Les éléments clés liés à la valeur symbolique de la maison Saint-Gabriel comprennent, notamment :
- la conservation par la congrégation de Notre-Dame d'une partie du terrain initial, de la maison de ferme et des dépendances ainsi que la construction d'une résidence pour les religieuses;
- la présence d'un musée à vocation éducative incluant la maison de ferme et ses dépendances, la grange et le jardin;
- la proximité des parcs Le Ber et Marguerite-Bourgeoys.
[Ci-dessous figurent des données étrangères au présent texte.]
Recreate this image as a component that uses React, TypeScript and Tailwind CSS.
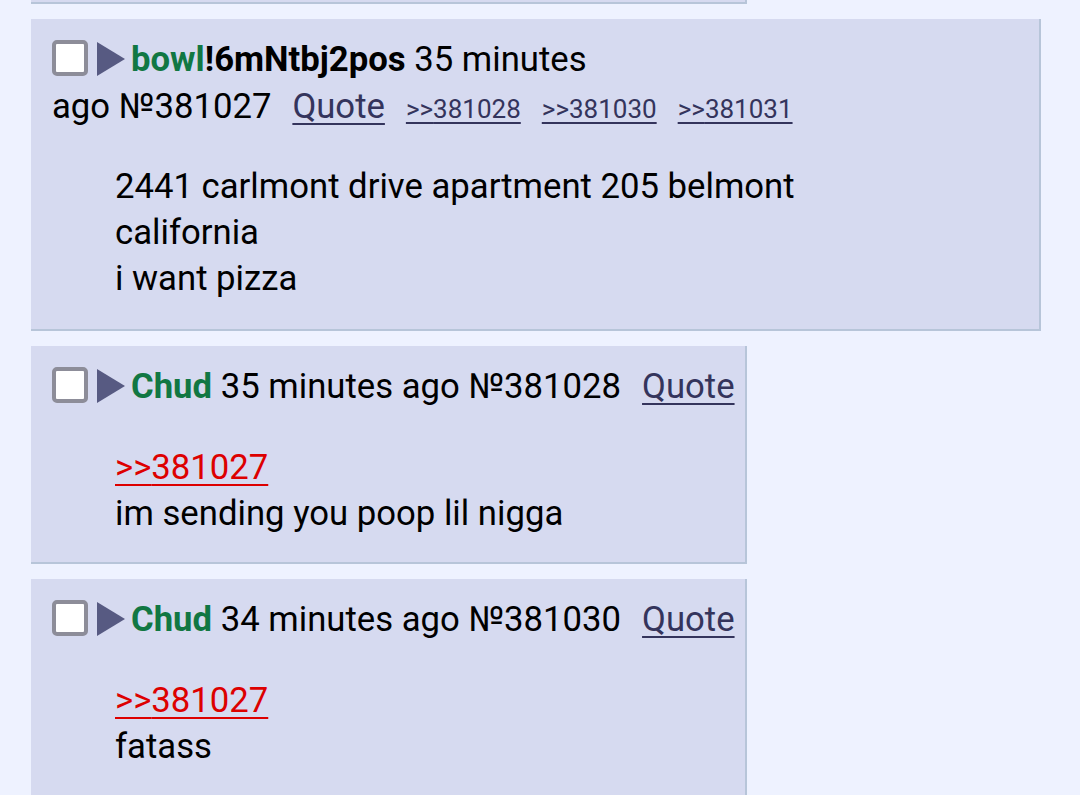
import React from 'react';

const PostHeadIcons: React.FC = () => (
  <>
    <span className="inline-block align-[-5px] w-[36px] h-[36px] rounded-[5px] border-[4px] border-[#8d8d99] bg-white mr-[9px]" />
    <svg className="inline-block align-[-5px] mr-[6px]" width="28" height="34" viewBox="0 0 28 34">
      <polygon points="0,0 28,17 0,34" fill="#575a82" />
    </svg>
  </>
);

type PostProps = {
  wide?: boolean;
  head: React.ReactNode;
  children: React.ReactNode;
};

const Post: React.FC<PostProps> = ({ wide, head, children }) => (
  <div
    className={`${wide ? 'w-[1010px] pb-[28px]' : 'w-[716px] pb-[26px]'} bg-[#d6daf0] border-r-2 border-b-2 border-[#b7c5d9] pl-[21px] pr-[8px] pt-[17px]`}
  >
    <div className="leading-[47px]">{head}</div>
    <div className={`${wide ? 'mt-[30px]' : 'mt-[34px]'} ml-[63px] leading-[46px]`}>{children}</div>
  </div>
);

const Quote: React.FC = () => (
  <a href="#" className="ml-[21px] text-[#34345c] underline underline-offset-[5px] decoration-[2px]">Quote</a>
);

const Backlink: React.FC<{ n: string }> = ({ n }) => (
  <a href="#" className="ml-[21px] text-[26px] text-[#34345c] underline underline-offset-[4px] decoration-[1.5px]">&gt;&gt;{n}</a>
);

const RedLink: React.FC<{ n: string }> = ({ n }) => (
  <a href="#" className="text-[#dd0000] underline underline-offset-[5px] decoration-[1.5px]">&gt;&gt;{n}</a>
);

export default function App() {
  return (
    <div
      className="h-[795px] overflow-hidden bg-[#eef2ff] text-[34.7px] text-black pl-[31px]"
      style={{ fontFamily: 'Roboto, "Noto Sans", sans-serif' }}
    >
      <div className="w-[716px] h-[4px] bg-[#d6daf0] border-r-2 border-b-2 border-[#b7c5d9]" />
      <div className="flex flex-col gap-[15px] mt-[15px]">
        <Post
          wide
          head={
            <>
              <PostHeadIcons />
              <span className="font-bold text-[#117743]">bowl</span>
              <span className="font-bold text-black">!6mNtbj2pos</span> 35 minutes
              <br />
              ago №381027
              <Quote />
              <Backlink n="381028" />
              <Backlink n="381030" />
              <Backlink n="381031" />
            </>
          }
        >
          2441 carlmont drive apartment 205 belmont
          <br />
          california
          <br />
          i want pizza
        </Post>
        <Post
          head={
            <>
              <PostHeadIcons />
              <span className="font-bold text-[#117743]">Chud</span> 35 minutes ago №381028
              <Quote />
            </>
          }
        >
          <RedLink n="381027" />
          <br />
          im sending you poop lil nigga
        </Post>
        <Post
          head={
            <>
              <PostHeadIcons />
              <span className="font-bold text-[#117743]">Chud</span> 34 minutes ago №381030
              <Quote />
            </>
          }
        >
          <RedLink n="381027" />
          <br />
          fatass
        </Post>
      </div>
    </div>
  );
}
Les éléments clés liés à l'intérêt architectural de la maison comprennent, notamment :
- le volume du corps de logis, dont le plan rectangulaire, l'élévation de deux étages et demi et le toit aigu à deux versants droits à faible débordement (couvert de tôle à la canadienne);
- la maçonnerie en moellons des murs à fruit, les épaisses fondations à éperons et les murs de refend de la cave;
- la charpente en bois de frêne et de chêne du toit à chevrons portant fermes avec croix de Saint-André et son assemblage (tenons et mortaises, gargouille, queue d'aronde et entures);
- les deux cheminées de pierre dans les murs pignons, le décalage de la cheminée est par rapport à l'axe de faîtage et les voûtes de la cave;
- les ouvertures, dont les portes d'assemblage et les fenêtres à battants à petits carreaux, les chambranles de bois surmontés par des arcs de décharge, les lucarnes à pignon et la contre-porte à deux vantaux de l'entrée principale;
- les poutres rustiques du plafond, les planchers à planches larges, le crépi des murs, les volets de fenêtre et la ferronnerie d'époque;
- les deux annexes latérales en pierre, leur chaînage d'angle et leur toit en pavillon à trois versants couvert de tôle à la canadienne.
Les éléments clés liés à l'intérêt architectural de la grange comprennent, notamment :
- le volume de plan rectangulaire à un étage et le toit à deux versants aux larmiers courts couvert en bardeau de cèdre;
- les ouvertures, dont les larges portes de bois, les petites fenêtres à carreaux et les lucarnes;
- le chaînage d'angle.
Les éléments clés de la maison Saint-Gabriel liés à son intérêt ethnologique comprennent, notamment :
- l'aménagement intérieur de la maison comprenant une division similaire des deux étages en deux vastes pièces d'inégales dimensions (salle commune et cuisine au rez-de-chaussée et dortoir et chapelle à l'étage supérieur) et le petit nombre de cloisons;
- les éléments fonctionnels intégrés à l'architecture, dont les deux grands foyers, les deux pierres d'évier et leur gargouille disposées sur les appuis de fenêtre, les armoires encastrées dans les cloisons et les volets;
- les éléments rappelant la vie agricole, dont l'annexe ouest destinée aux engagés de la ferme, les soupiraux dits en abat-jour servant de chute à légumes, l'aménagement du jardin privilégiant les plantes cultivées en Nouvelle-France ainsi que la présence d'une grange, d'une laiterie, d'une annexe en bois et d'un puits;
- les éléments évoquant la fonction conventuelle du domaine, dont le clocheton, la niche, la croix de chemin et la chapelle.